Nigella Lawson's kitcheneering can make her audience salivate even when she's releasing grains of salt into a pot of boiling water.
Having seen many of her cooking shows, I can imagine her whipping up these eggs late at night, in her satiny robe, by the light of the refrigerator.
It begins with a quick saute of tomatoes, just long enough for their essence to color the oil in the pan.
A hit of tomato paste bolsters the color and savory umami they impart.
Once softened, the tomatoes mingle with the eggs to create an ultra-creamy soft set - more like a sauce with body than scrambled eggs.
Cheese and basil complete the mild summer flavour palette.
NIGELLA'S TOMATO-Y EGGS ON TOAST (Serves 2)
When you barely feel like eating but are craving something soothing, it has to be good and quick and easy to make.
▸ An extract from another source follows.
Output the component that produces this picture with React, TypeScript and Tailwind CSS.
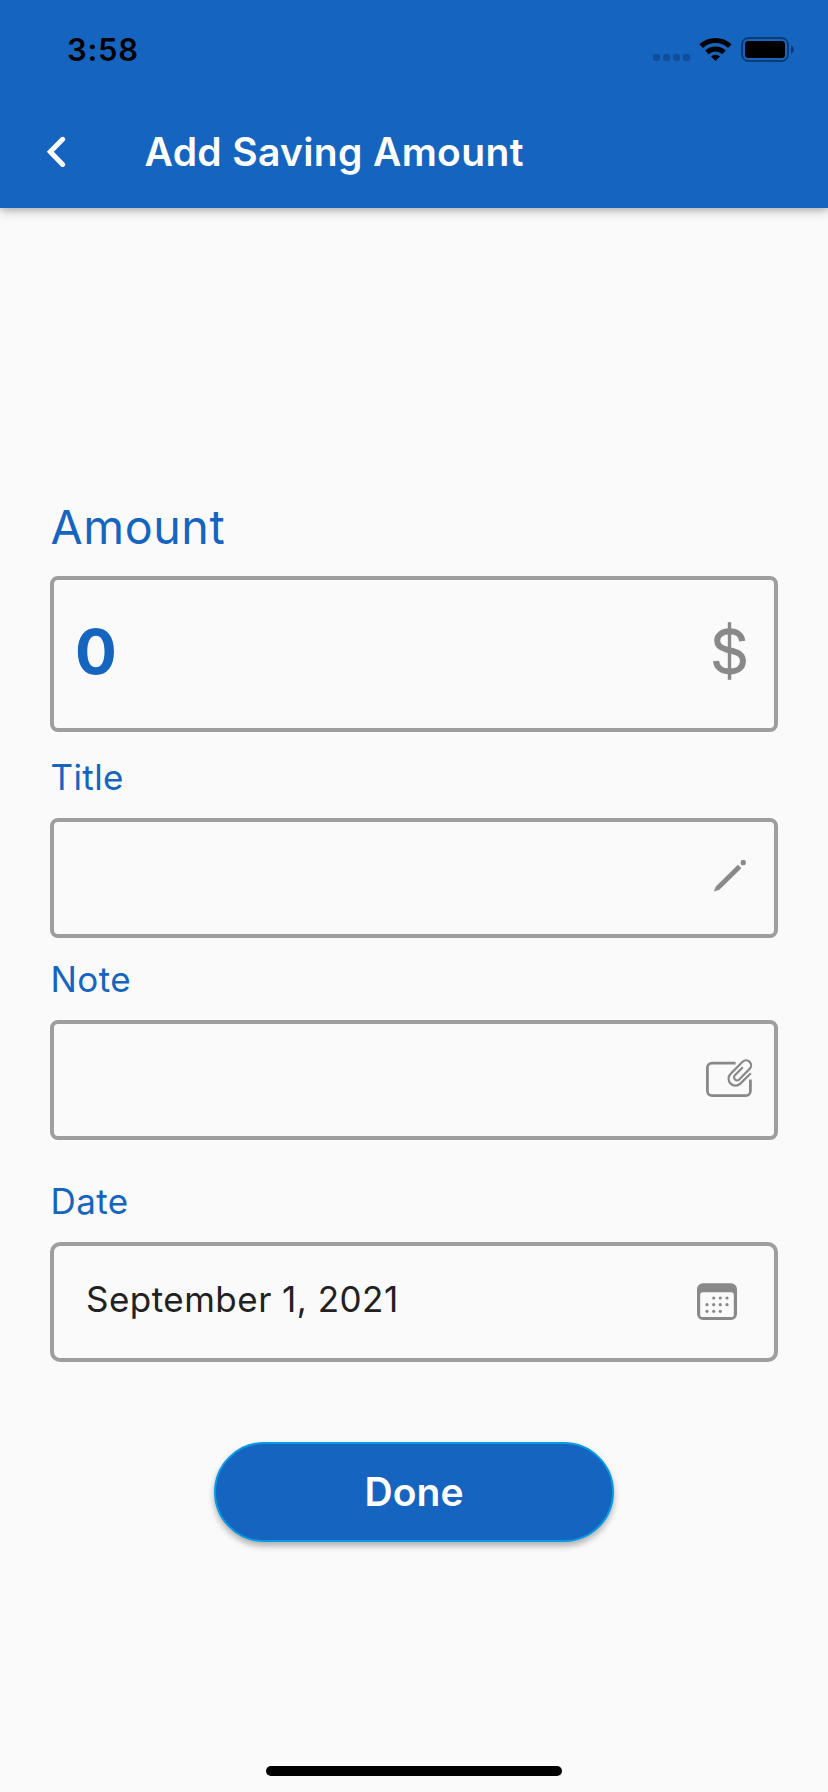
import type { ReactNode } from "react";

function StatusBar() {
  return (
    <div className="flex h-[96px] items-start justify-between pl-[67px] pr-[34px]">
      <span className="mt-[31px] text-[31px] leading-[38px] font-semibold tracking-[0.7px] text-black">3:58</span>
      <svg width="141" height="26" viewBox="653 36 141 26" className="mt-[36px]">
        <g fill="#000" fillOpacity="0.22">
          <rect x="653" y="54" width="7" height="7" rx="2" />
          <rect x="663" y="54" width="7" height="7" rx="2" />
          <rect x="673" y="54" width="7" height="7" rx="2" />
          <rect x="683" y="54" width="7" height="7" rx="2" />
        </g>
        <path d="M701.2 46.2A20.8 20.8 0 0 1 729.8 46.2" fill="none" stroke="#000" strokeWidth="5.2" />
        <path d="M706.9 52.3A12.6 12.6 0 0 1 724.1 52.3" fill="none" stroke="#000" strokeWidth="5" />
        <path d="M715.5 61L711 56.4A6.6 6.6 0 0 1 720 56.4Z" fill="#000" />
        <rect x="742" y="38" width="46" height="23" rx="6.5" fill="none" stroke="#000" strokeOpacity="0.4" strokeWidth="2" />
        <rect x="745" y="41" width="40" height="17" rx="3.5" fill="#000" />
        <path d="M791 45.2C794.8 46.6 794.8 52.4 791 53.8Z" fill="#000" fillOpacity="0.45" />
      </svg>
    </div>
  );
}

function PencilIcon() {
  return (
    <svg width="34" height="34" viewBox="712 859 34 34" fill="#898989">
      <path d="M714.2 891.2L716.2 886.4L737.8 865.1L741.1 868.3L719.4 889.4Z" stroke="#898989" strokeWidth="0.5" strokeLinejoin="round" />
      <rect x="740.7" y="860.1" width="5.1" height="5.1" rx="2" />
    </svg>
  );
}

function NoteClipIcon() {
  return (
    <svg width="48" height="40" viewBox="705 1058 48 40" fill="none" stroke="#898989">
      <path d="M735.6 1063.2H712A4.6 4.6 0 0 0 707.4 1067.8V1091A4.6 4.6 0 0 0 712 1095.6H745.8A4.6 4.6 0 0 0 750.4 1091V1079.6" strokeWidth="2.8" />
      <path d="M750.8 1073.2L740.3 1083.6A6.7 6.7 0 0 1 730.6 1073.9L742.6 1061.8A4.9 4.9 0 0 1 749.6 1068.9L739.2 1079.4A3 3 0 0 1 734.9 1075.2L742.8 1067.3" strokeWidth="2.2" />
    </svg>
  );
}

function CalendarIcon() {
  const dots = [
    [720.3, 1298], [727, 1298], [713.7, 1298],
    [707, 1304.7], [713.7, 1304.7], [720.3, 1304.7], [727, 1304.7],
    [707, 1311.3], [713.7, 1311.3], [720.3, 1311.3],
  ];
  return (
    <svg width="42" height="38" viewBox="696 1283 42 38" fill="#898989">
      <path
        fillRule="evenodd"
        d="M703 1283.2H731A6 6 0 0 1 737 1289.2V1314A6 6 0 0 1 731 1320H703A6 6 0 0 1 697 1314V1289.2A6 6 0 0 1 703 1283.2ZM702.8 1292.3A2.6 2.6 0 0 0 700.2 1294.9V1314.4A2.6 2.6 0 0 0 702.8 1317H731.2A2.6 2.6 0 0 0 733.8 1314.4V1294.9A2.6 2.6 0 0 0 731.2 1292.3Z"
      />
      {dots.map(([x, y]) => (
        <circle key={`${x}-${y}`} cx={x} cy={y} r="1.6" />
      ))}
    </svg>
  );
}

function DollarIcon() {
  return (
    <svg width="34" height="58" viewBox="713 622 34 58" fill="none" stroke="#898989">
      <path d="M729.5 622.2V679.8" strokeWidth="3.4" />
      <path
        strokeWidth="6"
        d="M742.3 641.2C741.6 634.8 736.8 631.3 729.6 631.3C722.4 631.3 717.2 635 717.2 640.6C717.2 645.4 720.4 648 726.4 649.5L732.4 651C739.6 652.8 742.9 655.6 742.9 661.2C742.9 667.5 737.7 671.4 729.8 671.4C721.9 671.4 716.7 667.6 716 661"
      />
    </svg>
  );
}

function Box({ className, children }: { className: string; children: ReactNode }) {
  return (
    <div className={`flex items-center border-4 border-[#9e9e9e] ${className}`}>{children}</div>
  );
}

const label = "pl-[0.5px] text-[35px] leading-[44px] tracking-[0.4px] text-[#1565c0]";

export default function App() {
  return (
    <div className="flex h-[1792px] w-[828px] flex-col bg-[#fafafa] font-['Inter','Liberation_Sans',sans-serif]">
      <header className="h-[208px] bg-[#1565c0] shadow-[0_4px_10px_rgba(0,0,0,0.2),0_2px_5px_rgba(0,0,0,0.13)]">
        <StatusBar />
        <div className="flex h-[112px] items-center pl-[46px]">
          <svg width="20" height="32" viewBox="46 136 20 32" fill="none" stroke="#fff" strokeWidth="5" strokeLinecap="round">
            <path d="M62.6 139.3L50.3 151.8L62.6 164.4" />
          </svg>
          <h1 className="ml-[78.5px] text-[39px] leading-[48px] font-semibold tracking-[0.35px] text-white">Add Saving Amount</h1>
        </div>
      </header>

      <main className="flex flex-col px-[50px]">
        <div className="mt-[291px] pl-[0.5px] text-[46.6px] leading-[56px] tracking-[0.6px] text-[#1565c0]">Amount</div>
        <Box className="mt-[21px] h-[156px] justify-between rounded-[8px] pl-[21px] pr-[27px]">
          <span className="mb-[5px] text-[62px] leading-[76px] font-bold text-[#1565c0]">0</span>
          <div className="mb-[6px]"><DollarIcon /></div>
        </Box>

        <div className={`mt-[23px] ${label}`}>Title</div>
        <Box className="mt-[19px] h-[120px] justify-end rounded-[8px] pr-[28px]">
          <div className="mb-[4px]"><PencilIcon /></div>
        </Box>

        <div className={`mt-[19px] ${label}`}>Note</div>
        <Box className="mt-[19px] h-[120px] justify-end rounded-[8px] pr-[21px]">
          <div className="mb-[4px]"><NoteClipIcon /></div>
        </Box>

        <div className={`mt-[39px] ${label}`}>Date</div>
        <Box className="mt-[19px] h-[120px] justify-between rounded-[10px] pl-[32px] pr-[36px]">
          <span className="mb-[6px] text-[35px] leading-[44px] tracking-[0.48px] text-[#212121]">September 1, 2021</span>
          <CalendarIcon />
        </Box>

        <button className="mt-[80px] flex h-[100px] w-[400px] items-center justify-center self-center rounded-full border-2 border-[#039be5] bg-[#1565c0] text-[39px] leading-[48px] font-semibold tracking-[0.1px] text-white shadow-[0_4px_6px_rgba(0,0,0,0.3)]">
          Done
        </button>
      </main>

      <div className="mt-auto mb-[16px] h-[10px] w-[296px] self-center rounded-full bg-black" />
    </div>
  );
}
And that describes this dish to a T.
3 tablespoons extra-virgin olive oil
8 small ripe tomatoes
1 tablespoon tomato paste
2 large eggs
28g chunk pecorino Romano cheese
2 slices sourdough bread or whole-grain bread
Small handful of basil leaves (may substitute leaves stripped from a few stems of thyme)
Heat the oil in a large, heavy skillet over medium heat. Cut the tomatoes in half, then into bite-size chunks, then add them to the pan.
Cook for 5 minutes, stirring occasionally; the tomatoes should start to break down, oozing their juices.
Stir in the tomato paste, salt and sugar; cook for 5 minutes, by which time the tomato skins should be loosening and their juices mingling with the oil.
For a creamier final consistency, pick the skins out and discard them.
Crack in the eggs and stir as though you were scrambling them, until they form a creamy, tomato-y mass; this should take about 3 minutes. Remove from the heat, or cook them for a bit longer if you like your scrambled eggs firm.
Grate or crumble half the cheese over the mixture in the pan; let this sit while you toast the bread.
Place a slice of toast on each plate.
Spoon half the eggs onto each one, then grate or crumble the remaining cheese over, and tear and scatter the fresh herbs on top.